**** DATASET ENTRIES

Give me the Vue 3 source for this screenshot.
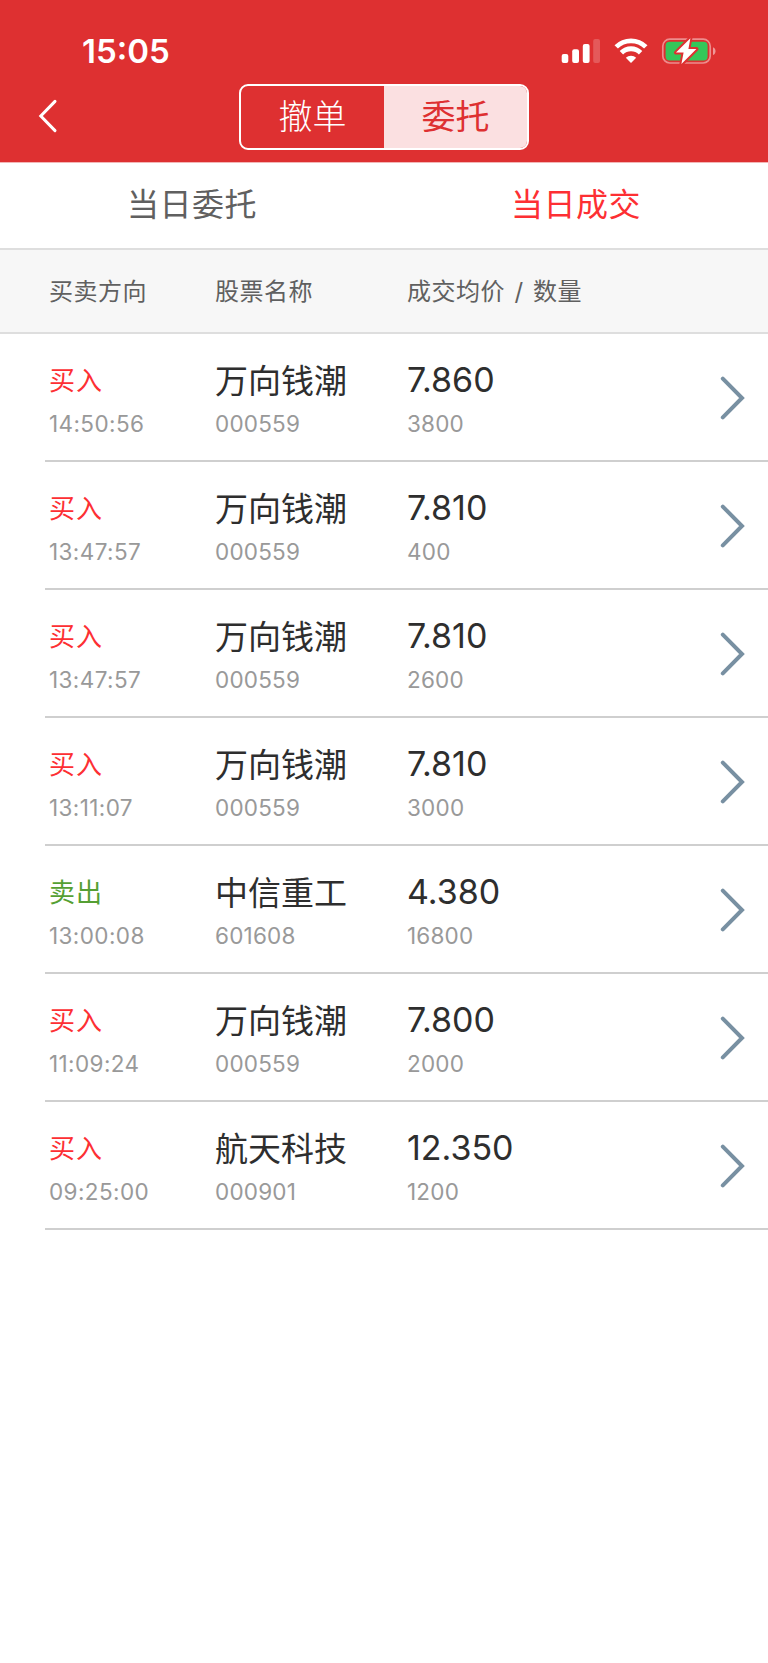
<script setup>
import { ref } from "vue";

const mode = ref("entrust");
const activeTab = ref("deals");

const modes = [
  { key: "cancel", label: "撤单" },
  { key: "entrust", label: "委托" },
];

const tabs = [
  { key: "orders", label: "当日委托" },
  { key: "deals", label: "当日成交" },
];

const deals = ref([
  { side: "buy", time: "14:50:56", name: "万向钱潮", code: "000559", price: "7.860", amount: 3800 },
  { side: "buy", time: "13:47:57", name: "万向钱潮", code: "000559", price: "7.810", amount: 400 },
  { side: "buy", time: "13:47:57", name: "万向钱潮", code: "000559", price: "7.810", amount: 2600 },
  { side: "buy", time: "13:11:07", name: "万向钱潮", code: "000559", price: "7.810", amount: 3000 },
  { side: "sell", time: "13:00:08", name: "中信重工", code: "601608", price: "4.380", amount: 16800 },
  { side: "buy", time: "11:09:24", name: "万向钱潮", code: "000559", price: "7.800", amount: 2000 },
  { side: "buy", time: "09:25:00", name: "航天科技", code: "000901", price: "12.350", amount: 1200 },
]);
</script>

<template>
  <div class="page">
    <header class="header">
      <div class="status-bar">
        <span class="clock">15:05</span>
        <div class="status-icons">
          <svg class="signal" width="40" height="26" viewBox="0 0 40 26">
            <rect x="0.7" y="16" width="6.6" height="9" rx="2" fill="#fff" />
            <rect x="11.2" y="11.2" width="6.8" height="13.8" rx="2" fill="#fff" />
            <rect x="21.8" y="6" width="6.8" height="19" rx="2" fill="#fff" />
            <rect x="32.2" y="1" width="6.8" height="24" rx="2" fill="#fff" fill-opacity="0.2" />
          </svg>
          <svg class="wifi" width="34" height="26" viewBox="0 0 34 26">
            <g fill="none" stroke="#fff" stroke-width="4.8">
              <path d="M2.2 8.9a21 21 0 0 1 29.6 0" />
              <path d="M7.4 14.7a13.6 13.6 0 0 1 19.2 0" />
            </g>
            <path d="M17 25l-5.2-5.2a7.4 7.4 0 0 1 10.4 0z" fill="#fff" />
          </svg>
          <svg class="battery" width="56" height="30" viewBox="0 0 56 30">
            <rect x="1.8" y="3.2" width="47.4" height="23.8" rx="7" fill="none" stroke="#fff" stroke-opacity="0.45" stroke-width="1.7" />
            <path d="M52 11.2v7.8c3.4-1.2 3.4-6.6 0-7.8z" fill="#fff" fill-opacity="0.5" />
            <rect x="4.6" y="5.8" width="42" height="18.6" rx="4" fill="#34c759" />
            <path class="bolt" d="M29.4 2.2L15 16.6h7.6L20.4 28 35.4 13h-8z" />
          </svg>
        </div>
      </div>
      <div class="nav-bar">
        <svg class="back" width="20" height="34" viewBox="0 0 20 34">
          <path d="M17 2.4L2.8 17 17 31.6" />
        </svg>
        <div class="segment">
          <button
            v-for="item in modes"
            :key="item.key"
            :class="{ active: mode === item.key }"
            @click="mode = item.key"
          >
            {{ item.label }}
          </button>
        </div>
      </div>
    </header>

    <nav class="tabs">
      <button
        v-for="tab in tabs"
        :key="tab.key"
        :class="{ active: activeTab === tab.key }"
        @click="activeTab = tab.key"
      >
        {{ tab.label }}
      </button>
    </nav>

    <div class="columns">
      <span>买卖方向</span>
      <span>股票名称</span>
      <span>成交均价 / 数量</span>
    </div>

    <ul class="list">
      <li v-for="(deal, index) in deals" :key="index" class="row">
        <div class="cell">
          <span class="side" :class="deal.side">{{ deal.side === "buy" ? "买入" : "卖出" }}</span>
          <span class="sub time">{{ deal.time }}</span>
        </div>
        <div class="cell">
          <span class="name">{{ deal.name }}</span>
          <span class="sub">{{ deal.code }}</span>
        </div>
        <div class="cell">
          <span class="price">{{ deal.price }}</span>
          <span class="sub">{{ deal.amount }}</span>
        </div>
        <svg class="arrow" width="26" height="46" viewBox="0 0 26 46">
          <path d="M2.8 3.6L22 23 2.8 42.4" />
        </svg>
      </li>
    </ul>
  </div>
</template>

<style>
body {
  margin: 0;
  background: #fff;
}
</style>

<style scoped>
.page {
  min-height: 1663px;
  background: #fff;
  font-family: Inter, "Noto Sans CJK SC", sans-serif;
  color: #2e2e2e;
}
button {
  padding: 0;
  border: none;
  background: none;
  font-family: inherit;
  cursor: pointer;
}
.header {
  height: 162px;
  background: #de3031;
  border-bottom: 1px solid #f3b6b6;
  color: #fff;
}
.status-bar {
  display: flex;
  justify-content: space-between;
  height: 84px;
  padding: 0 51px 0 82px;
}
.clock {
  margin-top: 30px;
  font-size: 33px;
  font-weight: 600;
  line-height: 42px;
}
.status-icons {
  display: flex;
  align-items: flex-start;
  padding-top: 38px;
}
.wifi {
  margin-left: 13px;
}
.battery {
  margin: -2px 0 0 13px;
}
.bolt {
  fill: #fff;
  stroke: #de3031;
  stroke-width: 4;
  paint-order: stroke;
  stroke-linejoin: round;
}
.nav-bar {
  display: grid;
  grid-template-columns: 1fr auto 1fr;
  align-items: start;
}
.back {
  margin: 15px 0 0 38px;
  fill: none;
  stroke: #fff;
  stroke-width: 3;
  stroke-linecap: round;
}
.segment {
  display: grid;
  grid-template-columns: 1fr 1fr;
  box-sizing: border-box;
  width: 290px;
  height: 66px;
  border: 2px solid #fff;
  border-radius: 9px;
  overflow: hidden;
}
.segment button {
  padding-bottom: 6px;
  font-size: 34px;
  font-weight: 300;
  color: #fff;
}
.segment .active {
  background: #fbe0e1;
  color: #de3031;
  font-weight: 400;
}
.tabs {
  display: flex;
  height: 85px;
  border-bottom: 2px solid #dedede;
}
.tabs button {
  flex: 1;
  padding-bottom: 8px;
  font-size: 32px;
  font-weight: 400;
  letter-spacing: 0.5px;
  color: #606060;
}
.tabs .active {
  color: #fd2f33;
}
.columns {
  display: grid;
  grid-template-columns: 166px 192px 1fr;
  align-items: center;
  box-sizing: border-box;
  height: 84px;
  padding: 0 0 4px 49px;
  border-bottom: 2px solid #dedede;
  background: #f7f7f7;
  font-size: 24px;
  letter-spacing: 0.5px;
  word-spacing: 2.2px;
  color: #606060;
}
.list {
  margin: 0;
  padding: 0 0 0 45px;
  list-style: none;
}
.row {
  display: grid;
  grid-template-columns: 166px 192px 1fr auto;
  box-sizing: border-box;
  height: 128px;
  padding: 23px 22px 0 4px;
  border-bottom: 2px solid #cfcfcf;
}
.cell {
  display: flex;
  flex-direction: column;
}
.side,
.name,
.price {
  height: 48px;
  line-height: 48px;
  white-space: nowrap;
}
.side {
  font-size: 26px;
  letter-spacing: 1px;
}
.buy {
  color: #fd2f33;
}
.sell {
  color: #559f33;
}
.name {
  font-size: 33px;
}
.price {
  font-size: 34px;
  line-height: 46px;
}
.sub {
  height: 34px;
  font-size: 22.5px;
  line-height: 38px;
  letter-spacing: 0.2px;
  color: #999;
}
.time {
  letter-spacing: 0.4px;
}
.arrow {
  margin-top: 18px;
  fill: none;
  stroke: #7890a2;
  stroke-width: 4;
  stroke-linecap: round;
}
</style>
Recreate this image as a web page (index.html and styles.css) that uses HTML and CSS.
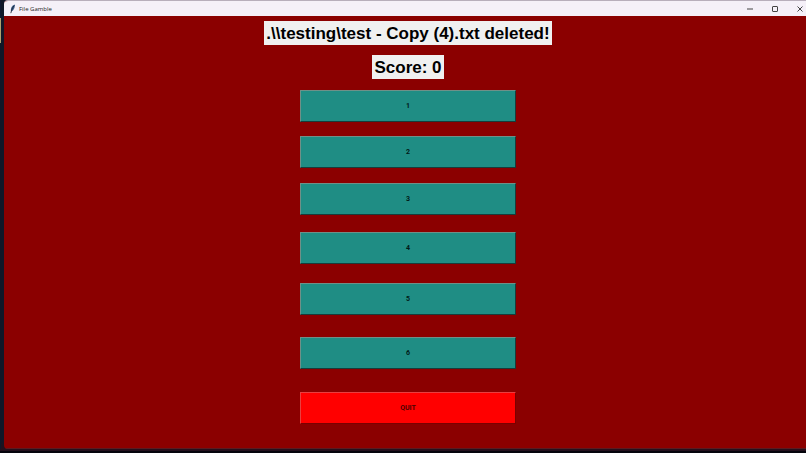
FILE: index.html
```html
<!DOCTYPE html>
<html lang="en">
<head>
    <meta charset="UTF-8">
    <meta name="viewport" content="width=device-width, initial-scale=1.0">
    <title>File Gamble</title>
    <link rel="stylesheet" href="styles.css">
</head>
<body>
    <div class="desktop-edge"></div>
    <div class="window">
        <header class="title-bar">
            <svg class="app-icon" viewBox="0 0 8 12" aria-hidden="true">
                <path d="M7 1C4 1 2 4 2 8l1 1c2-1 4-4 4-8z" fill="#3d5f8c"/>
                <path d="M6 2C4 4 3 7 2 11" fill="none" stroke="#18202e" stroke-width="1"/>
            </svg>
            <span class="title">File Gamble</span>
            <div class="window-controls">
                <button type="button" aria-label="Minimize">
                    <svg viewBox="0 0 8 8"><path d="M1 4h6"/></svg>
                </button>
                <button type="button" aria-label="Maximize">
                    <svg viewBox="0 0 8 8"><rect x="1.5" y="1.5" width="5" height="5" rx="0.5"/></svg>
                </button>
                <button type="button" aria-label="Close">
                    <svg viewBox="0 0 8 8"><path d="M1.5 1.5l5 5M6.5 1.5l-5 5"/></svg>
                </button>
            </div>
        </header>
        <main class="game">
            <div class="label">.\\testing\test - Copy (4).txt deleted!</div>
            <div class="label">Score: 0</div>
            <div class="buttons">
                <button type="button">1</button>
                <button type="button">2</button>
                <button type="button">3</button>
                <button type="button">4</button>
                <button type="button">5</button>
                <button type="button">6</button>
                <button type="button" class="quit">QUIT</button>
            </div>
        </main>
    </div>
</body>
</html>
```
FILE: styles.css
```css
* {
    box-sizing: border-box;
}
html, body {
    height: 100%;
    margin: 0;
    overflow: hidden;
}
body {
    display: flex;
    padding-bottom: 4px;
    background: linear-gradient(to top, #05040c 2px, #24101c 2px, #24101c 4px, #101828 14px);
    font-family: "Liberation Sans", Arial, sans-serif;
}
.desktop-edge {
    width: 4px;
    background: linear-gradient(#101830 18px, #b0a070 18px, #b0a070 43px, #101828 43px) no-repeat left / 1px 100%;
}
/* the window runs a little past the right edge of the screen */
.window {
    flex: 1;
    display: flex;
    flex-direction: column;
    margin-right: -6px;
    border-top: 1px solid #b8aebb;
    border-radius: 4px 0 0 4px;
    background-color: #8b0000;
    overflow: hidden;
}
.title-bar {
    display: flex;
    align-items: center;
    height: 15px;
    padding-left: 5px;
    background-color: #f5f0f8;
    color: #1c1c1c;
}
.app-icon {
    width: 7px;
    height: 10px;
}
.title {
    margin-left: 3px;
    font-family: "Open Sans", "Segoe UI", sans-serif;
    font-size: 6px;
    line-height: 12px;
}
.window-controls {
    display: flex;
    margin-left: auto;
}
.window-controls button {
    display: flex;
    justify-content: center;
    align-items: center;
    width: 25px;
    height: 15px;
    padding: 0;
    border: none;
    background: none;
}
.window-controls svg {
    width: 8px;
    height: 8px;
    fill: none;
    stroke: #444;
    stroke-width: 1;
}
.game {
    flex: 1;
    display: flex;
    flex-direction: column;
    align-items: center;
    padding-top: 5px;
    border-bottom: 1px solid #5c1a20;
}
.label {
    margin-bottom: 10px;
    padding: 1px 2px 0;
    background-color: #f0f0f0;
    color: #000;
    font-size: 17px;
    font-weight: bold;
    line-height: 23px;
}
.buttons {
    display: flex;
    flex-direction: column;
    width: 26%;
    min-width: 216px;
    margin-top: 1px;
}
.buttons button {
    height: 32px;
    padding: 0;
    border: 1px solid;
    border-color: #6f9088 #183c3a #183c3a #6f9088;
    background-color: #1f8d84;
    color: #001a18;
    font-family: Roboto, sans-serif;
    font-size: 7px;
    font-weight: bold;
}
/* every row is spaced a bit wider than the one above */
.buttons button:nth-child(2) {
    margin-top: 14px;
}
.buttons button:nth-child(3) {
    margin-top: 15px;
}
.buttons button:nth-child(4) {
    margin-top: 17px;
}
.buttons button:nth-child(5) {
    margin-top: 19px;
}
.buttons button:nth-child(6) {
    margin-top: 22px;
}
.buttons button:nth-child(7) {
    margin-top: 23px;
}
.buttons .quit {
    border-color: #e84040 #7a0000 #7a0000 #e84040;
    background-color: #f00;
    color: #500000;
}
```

********

▶ [DIRECTIVE]: All lines of the data above that include the word "page" must be shown.

▶ [RESPONSE BELOW]:
  <div class="page">
.page {
Recreate this image as a web page (index.html and styles.css) that uses HTML and CSS.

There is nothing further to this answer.